* Task details: Whenever a line below holds the word "styles", copy that line.

* The data:
=-=-=-=-=

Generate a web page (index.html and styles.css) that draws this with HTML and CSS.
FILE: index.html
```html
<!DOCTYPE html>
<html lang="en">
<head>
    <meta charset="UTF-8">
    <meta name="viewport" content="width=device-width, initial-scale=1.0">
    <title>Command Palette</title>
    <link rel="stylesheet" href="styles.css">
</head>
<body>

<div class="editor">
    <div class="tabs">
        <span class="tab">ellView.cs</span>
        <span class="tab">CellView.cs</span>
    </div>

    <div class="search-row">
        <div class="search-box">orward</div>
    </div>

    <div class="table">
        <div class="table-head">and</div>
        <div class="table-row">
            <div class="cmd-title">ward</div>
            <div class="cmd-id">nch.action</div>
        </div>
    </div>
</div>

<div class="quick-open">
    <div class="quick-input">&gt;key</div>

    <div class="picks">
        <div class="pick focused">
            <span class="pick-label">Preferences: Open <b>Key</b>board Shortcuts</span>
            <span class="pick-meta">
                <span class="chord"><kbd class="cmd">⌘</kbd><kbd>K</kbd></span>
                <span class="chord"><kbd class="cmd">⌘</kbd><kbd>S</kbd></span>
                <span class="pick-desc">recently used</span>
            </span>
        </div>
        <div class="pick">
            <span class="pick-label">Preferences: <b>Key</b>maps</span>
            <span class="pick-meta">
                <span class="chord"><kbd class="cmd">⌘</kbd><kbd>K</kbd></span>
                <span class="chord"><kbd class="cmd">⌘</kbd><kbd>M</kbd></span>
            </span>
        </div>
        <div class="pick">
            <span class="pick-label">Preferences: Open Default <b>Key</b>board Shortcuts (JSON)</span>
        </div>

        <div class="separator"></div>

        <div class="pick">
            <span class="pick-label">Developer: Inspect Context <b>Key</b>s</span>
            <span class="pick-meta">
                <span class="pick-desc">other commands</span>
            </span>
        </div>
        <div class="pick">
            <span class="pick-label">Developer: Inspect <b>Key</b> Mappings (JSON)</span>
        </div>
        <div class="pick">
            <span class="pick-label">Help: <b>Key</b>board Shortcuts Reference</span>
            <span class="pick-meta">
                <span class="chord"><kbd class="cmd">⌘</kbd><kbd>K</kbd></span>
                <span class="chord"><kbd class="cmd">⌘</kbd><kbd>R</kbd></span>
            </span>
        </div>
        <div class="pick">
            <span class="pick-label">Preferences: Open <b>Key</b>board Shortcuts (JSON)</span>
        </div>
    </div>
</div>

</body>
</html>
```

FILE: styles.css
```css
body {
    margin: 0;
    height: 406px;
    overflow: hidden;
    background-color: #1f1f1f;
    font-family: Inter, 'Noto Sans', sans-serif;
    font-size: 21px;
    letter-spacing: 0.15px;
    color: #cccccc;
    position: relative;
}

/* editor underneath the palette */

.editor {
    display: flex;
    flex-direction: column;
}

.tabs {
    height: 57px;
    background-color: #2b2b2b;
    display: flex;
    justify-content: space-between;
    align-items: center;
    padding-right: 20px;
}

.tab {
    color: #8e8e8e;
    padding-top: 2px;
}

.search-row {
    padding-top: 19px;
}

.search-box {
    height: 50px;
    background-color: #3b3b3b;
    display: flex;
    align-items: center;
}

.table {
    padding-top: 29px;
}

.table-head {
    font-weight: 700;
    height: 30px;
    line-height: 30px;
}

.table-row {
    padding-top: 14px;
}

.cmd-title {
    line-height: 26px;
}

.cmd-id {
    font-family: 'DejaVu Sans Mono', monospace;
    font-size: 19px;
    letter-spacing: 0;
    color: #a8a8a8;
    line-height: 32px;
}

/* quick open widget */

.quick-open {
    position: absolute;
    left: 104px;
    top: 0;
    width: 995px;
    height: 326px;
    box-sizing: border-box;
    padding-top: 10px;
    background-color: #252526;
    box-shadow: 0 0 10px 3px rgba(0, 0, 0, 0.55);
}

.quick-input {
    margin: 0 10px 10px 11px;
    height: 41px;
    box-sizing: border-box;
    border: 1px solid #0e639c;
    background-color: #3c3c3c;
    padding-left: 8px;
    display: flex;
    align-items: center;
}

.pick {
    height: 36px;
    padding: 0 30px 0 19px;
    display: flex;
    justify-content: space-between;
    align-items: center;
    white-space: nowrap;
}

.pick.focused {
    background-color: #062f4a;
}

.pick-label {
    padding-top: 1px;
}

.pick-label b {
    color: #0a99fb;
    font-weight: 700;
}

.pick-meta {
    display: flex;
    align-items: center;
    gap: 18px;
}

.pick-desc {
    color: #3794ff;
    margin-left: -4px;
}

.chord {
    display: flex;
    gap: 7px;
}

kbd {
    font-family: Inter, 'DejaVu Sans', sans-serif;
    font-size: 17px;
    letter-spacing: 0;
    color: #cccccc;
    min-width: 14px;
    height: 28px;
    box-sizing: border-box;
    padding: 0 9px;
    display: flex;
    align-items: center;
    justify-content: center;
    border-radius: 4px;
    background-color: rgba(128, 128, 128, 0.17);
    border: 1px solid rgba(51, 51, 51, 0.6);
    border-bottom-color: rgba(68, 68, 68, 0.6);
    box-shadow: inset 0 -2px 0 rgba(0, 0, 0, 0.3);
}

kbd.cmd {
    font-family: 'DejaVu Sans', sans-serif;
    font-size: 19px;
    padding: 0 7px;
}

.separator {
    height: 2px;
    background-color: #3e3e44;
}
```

=-=-=-=-=

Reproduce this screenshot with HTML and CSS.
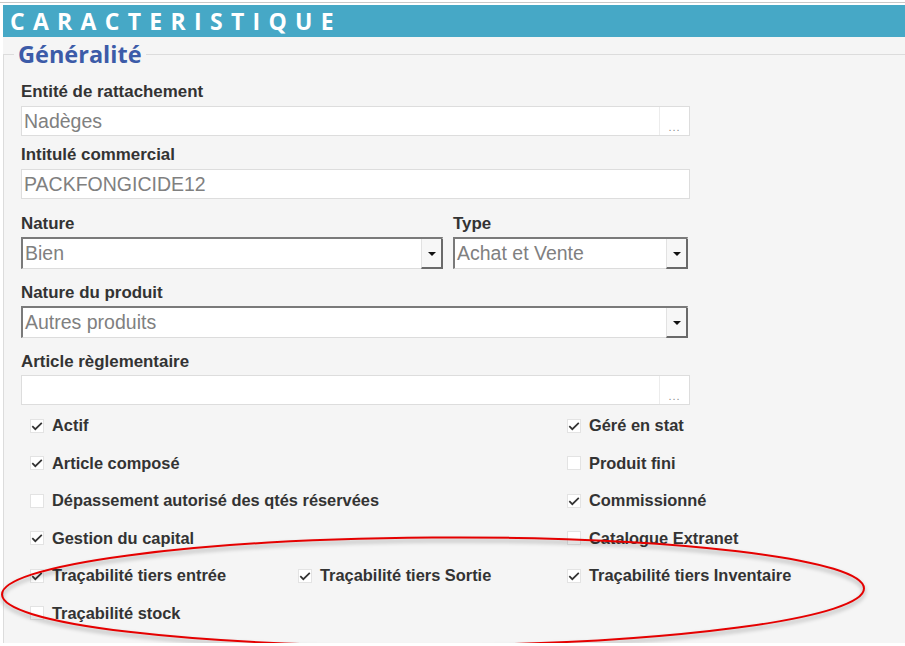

=-=-=-=-=

* Result of the task:
Generate a web page (index.html and styles.css) that draws this with HTML and CSS.
    <link rel="stylesheet" href="styles.css">
FILE: styles.css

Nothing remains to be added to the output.